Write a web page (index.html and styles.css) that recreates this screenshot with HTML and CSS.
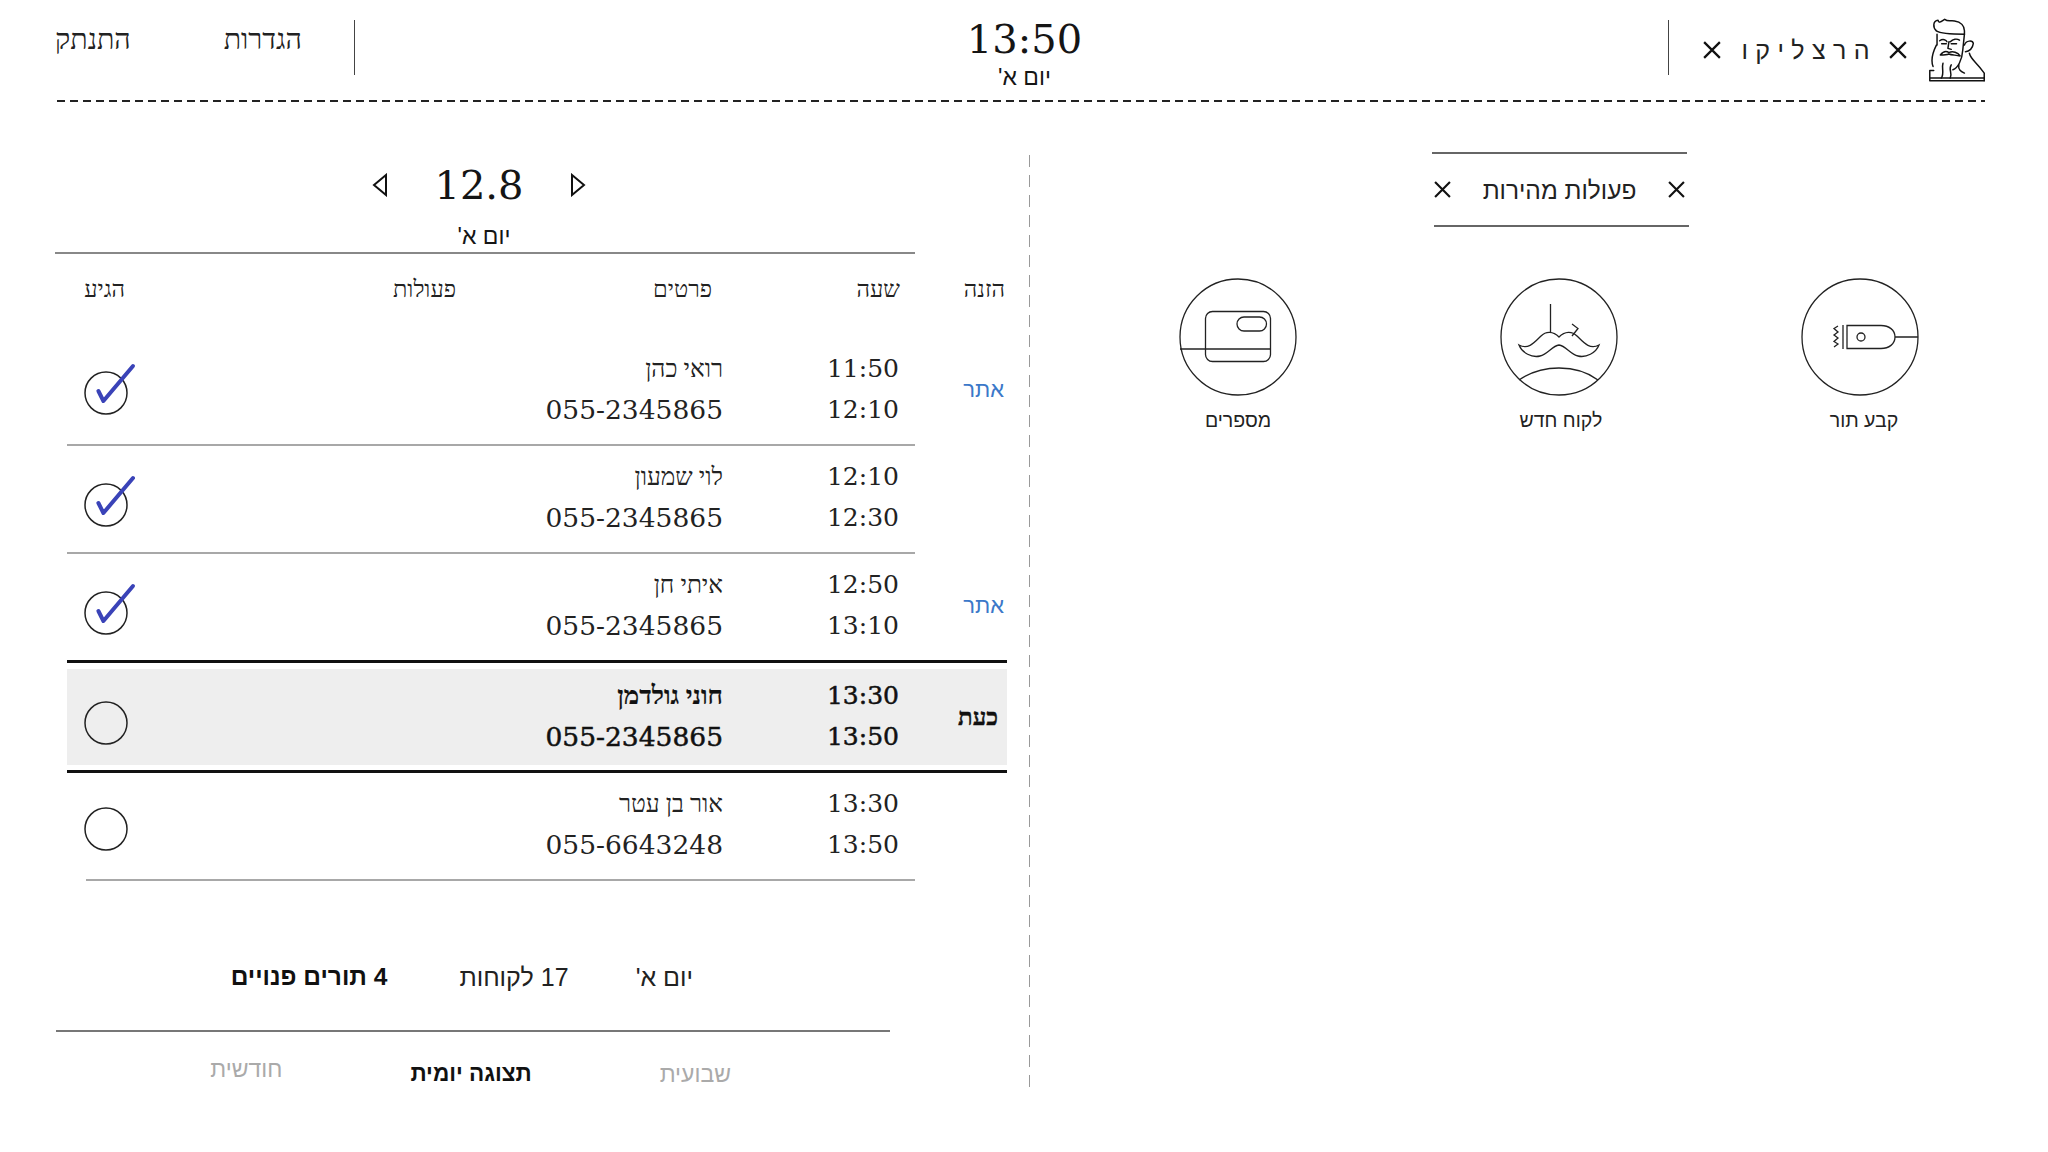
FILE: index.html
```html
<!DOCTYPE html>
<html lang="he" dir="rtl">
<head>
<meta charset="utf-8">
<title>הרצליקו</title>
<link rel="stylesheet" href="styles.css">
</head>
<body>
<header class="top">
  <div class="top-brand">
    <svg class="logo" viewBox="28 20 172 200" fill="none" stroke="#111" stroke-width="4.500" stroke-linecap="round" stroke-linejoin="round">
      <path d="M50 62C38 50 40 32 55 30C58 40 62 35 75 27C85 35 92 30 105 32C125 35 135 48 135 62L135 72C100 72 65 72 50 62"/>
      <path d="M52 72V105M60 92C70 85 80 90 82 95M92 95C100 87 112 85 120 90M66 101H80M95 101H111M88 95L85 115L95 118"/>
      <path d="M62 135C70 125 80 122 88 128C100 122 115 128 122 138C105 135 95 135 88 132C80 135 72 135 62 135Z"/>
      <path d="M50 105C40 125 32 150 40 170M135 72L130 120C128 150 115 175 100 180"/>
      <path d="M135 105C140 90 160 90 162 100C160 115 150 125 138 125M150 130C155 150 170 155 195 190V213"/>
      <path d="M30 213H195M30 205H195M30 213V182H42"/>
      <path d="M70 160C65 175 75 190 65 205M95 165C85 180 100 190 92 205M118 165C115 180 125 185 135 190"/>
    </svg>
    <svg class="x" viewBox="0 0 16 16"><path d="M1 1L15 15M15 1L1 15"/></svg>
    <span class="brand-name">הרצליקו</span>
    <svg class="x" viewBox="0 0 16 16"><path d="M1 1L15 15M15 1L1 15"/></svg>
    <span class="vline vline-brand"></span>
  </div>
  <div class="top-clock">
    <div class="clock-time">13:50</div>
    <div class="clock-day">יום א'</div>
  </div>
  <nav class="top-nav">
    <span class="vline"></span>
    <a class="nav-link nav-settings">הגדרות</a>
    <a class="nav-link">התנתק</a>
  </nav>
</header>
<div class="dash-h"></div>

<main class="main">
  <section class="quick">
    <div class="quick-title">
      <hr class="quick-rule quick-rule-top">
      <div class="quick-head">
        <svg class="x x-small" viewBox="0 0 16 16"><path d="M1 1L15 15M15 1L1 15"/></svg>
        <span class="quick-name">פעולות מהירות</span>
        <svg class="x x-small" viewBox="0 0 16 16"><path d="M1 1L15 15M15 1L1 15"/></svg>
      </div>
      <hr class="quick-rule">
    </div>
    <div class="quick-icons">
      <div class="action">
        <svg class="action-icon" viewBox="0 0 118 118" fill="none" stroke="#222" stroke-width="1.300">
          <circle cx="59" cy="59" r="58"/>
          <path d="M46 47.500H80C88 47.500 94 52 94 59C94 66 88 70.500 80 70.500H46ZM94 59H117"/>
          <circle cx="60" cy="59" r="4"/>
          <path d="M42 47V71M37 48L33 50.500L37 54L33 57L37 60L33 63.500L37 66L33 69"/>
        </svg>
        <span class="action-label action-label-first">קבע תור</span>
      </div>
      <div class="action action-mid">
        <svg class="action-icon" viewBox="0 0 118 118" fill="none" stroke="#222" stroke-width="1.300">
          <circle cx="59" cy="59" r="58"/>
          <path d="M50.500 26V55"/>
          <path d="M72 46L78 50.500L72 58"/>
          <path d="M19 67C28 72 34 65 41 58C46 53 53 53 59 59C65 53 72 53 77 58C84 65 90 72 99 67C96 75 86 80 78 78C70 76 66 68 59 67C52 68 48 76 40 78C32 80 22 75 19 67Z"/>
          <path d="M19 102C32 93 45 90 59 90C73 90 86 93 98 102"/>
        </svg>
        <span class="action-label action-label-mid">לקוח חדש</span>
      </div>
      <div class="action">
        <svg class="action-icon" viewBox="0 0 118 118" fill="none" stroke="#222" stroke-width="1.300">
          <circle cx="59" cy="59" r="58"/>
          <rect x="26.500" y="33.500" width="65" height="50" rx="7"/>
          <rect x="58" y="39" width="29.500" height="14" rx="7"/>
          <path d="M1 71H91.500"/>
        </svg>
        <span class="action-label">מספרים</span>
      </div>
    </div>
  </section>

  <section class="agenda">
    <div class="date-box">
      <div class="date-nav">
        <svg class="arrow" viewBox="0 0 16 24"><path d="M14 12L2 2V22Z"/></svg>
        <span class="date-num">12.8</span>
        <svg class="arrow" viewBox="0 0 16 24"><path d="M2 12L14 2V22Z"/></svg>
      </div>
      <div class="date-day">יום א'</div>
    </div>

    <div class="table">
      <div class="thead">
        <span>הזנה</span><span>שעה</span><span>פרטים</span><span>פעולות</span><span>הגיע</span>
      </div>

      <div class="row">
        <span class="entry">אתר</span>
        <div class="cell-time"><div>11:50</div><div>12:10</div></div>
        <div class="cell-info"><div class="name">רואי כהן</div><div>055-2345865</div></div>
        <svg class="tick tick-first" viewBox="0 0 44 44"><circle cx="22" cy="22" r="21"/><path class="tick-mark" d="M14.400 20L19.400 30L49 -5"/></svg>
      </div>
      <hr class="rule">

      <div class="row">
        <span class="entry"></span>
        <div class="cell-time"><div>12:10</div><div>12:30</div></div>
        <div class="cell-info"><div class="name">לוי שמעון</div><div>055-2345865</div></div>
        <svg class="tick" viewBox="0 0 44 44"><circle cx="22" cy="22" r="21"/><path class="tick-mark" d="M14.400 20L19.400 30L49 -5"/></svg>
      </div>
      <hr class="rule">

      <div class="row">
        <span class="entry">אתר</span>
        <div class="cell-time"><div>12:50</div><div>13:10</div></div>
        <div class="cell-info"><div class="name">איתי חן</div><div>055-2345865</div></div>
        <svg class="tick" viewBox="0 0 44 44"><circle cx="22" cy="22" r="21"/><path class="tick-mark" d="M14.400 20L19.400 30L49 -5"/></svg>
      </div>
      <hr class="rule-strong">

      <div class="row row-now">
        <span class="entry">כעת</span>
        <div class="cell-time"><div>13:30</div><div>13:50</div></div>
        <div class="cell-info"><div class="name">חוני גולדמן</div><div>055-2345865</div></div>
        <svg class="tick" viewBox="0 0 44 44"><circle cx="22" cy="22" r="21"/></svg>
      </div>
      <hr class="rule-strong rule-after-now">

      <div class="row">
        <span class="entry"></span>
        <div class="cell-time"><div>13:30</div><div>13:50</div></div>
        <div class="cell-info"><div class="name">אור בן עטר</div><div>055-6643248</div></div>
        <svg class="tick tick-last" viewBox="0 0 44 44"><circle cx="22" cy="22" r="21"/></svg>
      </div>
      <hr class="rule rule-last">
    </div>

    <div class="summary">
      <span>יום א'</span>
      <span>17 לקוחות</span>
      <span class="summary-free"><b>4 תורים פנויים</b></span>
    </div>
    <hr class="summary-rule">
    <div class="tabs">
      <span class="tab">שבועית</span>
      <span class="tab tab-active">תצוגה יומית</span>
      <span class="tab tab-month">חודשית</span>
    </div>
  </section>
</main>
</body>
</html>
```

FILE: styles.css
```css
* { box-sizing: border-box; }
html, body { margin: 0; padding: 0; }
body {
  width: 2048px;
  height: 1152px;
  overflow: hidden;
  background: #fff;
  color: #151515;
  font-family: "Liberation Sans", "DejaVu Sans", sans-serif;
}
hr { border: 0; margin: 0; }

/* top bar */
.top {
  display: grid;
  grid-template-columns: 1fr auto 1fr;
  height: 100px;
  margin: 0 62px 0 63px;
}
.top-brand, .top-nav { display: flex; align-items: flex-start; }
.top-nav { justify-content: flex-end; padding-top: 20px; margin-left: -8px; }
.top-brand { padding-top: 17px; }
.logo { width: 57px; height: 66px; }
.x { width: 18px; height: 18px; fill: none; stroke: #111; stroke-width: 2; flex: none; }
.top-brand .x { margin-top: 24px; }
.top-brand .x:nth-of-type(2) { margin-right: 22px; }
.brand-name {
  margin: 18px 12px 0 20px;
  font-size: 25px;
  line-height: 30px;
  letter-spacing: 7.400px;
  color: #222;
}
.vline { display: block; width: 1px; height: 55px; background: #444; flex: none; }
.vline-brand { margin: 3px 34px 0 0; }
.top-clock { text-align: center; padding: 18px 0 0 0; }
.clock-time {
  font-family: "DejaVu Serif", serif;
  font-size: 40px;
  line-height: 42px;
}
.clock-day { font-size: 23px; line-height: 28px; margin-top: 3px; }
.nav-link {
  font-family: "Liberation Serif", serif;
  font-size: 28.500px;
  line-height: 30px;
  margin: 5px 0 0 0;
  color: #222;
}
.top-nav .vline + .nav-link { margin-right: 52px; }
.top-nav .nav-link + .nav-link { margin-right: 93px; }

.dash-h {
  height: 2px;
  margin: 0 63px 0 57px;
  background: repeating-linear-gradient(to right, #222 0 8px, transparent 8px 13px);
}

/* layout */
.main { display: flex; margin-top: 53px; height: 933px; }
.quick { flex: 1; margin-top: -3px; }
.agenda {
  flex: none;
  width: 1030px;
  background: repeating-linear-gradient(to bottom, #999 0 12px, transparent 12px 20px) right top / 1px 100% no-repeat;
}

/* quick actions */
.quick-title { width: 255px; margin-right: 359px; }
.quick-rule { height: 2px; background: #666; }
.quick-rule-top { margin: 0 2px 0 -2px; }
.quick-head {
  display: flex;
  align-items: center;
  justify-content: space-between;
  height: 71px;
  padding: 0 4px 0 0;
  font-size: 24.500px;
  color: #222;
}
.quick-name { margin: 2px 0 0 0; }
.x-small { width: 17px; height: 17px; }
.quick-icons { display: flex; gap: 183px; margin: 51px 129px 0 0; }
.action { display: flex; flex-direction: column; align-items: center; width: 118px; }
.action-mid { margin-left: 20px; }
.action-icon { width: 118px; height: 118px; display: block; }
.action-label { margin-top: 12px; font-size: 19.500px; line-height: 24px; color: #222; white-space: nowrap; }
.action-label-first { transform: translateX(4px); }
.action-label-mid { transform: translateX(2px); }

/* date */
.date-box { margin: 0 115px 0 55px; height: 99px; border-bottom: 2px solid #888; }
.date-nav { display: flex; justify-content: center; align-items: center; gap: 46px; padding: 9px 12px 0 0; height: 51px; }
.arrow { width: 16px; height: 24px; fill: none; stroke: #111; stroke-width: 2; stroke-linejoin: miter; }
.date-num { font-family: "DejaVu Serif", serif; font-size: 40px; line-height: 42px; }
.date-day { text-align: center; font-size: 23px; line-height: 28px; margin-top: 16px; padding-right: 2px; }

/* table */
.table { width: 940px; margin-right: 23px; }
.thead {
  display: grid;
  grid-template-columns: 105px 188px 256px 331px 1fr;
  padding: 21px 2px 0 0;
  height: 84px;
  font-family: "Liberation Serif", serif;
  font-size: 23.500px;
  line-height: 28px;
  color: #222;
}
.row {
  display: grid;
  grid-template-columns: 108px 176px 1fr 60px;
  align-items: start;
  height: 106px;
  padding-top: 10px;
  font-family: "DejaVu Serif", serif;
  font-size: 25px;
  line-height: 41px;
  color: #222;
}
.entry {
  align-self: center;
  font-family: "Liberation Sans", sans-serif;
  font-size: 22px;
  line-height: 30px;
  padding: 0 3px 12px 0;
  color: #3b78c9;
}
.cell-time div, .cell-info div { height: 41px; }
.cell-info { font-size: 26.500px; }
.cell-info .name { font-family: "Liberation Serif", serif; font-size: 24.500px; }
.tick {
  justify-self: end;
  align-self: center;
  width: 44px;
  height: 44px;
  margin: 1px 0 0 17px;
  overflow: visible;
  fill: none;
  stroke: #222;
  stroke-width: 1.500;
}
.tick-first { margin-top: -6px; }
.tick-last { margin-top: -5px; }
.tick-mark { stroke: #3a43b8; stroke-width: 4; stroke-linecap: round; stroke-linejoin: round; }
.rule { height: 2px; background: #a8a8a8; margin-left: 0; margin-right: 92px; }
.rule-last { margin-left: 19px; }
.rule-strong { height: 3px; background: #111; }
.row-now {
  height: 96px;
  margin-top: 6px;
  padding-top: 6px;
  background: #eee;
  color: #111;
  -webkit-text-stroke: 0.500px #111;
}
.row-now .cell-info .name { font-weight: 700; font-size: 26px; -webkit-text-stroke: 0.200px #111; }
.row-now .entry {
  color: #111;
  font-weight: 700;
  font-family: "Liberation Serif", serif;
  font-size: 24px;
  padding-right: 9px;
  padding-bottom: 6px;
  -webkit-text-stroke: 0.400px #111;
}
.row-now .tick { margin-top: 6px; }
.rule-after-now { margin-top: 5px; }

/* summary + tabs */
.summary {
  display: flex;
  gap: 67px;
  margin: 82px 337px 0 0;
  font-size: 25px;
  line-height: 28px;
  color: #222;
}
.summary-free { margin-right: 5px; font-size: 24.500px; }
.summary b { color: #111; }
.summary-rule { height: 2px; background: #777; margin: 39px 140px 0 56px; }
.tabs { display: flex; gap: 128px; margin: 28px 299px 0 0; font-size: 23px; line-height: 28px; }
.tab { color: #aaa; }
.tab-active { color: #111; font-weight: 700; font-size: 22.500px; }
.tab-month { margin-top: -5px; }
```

______

- REQUEST: Copy out every line holding the string "styles".

- TASK RESPONSE:
Write a web page (index.html and styles.css) that recreates this screenshot with HTML and CSS.
<link rel="stylesheet" href="styles.css">
FILE: styles.css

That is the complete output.